Eight arrested in Bosnia after policeman's murder by teen
Weapons and munitions were confiscated, police said, in the raids in Bosanska Krupa, the north-western town where the teenager Thursday evening mortally stabbed an officer and wounded another in a police station before being arrested, and nearby Bihac.
SARAJEVO, BOSNIA AND HERZEGOVINA (AFP) - Eight people were arrested in Bosnia overnight in connection with the murder of a policeman by a 14-year-old, police said Saturday, amid reports the attacker may have been radicalised.
Weapons and munitions were confiscated, police said, in the raids in Bosanska Krupa, the north-western town where the teenager Thursday evening mortally stabbed an officer and wounded another in a police station before being arrested, and nearby Bihac.
Bosanska Krupa lies 300 kilometres (186 miles) northwest of the Bosnian capital Sarajevo.
"The police discovered and seized in their homes a certain quantity of weapons, ammunition, telephones, computers, external disks, money, as well as papers with texts written in Arabic," said Adnan Beganovic, a spokesman for the police in the Bihac region.
He said all leads were being explored when asked if the police were focussing on the alleged radicalisation of the boy.
Local prosecutors had said it was a "terrorist" attack.
"This act was classed as a terrorist one because its motive was to attack a police station with the aim of intimidating the population," prosecutor Merima Mesanovic told a press conference on Friday.
She said they would be looking into whether "extremist groups" were behind the attack.

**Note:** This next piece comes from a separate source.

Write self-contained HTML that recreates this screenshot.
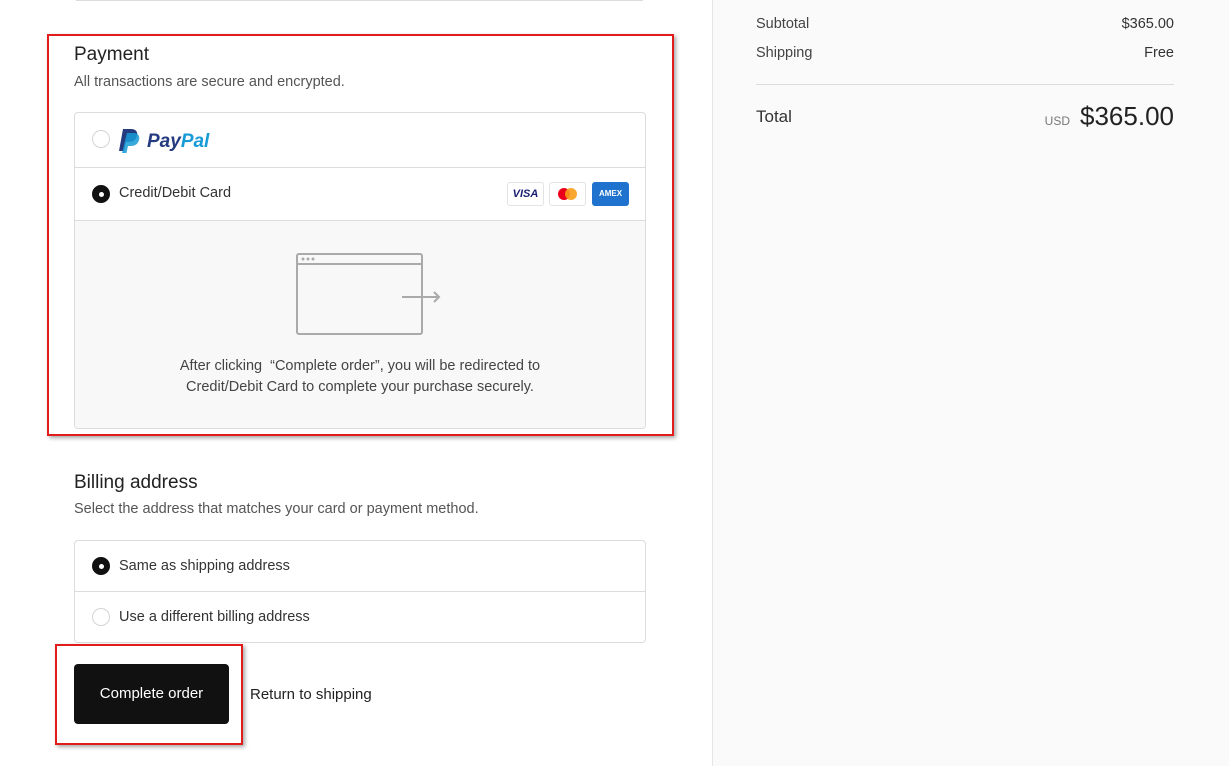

According to press reports and some experts, social media content posted by the teenager suggest he could have been radicalised.
About half of Bosnia's 3.5 million inhabitants are Muslim, with the rest Eastern Orthodox or Catholic.
Only a tiny minority of the Muslim population are linked to radical movements, though some 250 to 300 Bosnians joined the Islamic State in Syria or Iraq between 2012 and 2016, according to local authorities.